Consider: A child may be, often is, in situations where his parents seem (from the perspective of that child) to be inflicting suffering for no reason - this is one of the great sadnesses of parenting.

For example, taking a child for a painful medical procedure. A Father may be holding the child still while the doctor does something which from the child's perspective is a form of torture.
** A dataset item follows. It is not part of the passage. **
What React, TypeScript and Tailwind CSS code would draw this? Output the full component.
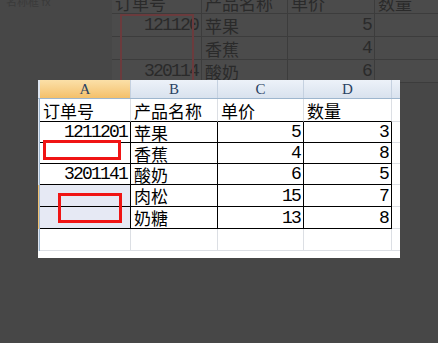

From the child's perspective, Daddy brought me to this horrible place and Daddy is holding me tight so that this nasty man can hurt me.

But, in a good family, this does not destroy, does not even challenge, the child's confidence (faith) in the absolute love of his parents.

The reality is that the Father is doing all this from love of his child - although there is no way that a young child can comprehend the situation.

In practice a child is very likely to be hurt and confused by the situation; but also in practice the little boy clings even more tightly to his Father - because that child knows that whatever happens (or seems to be happening), his Father loves him and wants the best for him.

So the answer to the problem of pain is very simple - simple enough for a young child to understand; and indeed simple Christians of past generations understood this without having to be told. The context is that we know that God is our loving Father, and therefore the more we suffer here and now, the more we want and need him; the more we ought to cling tight onto him.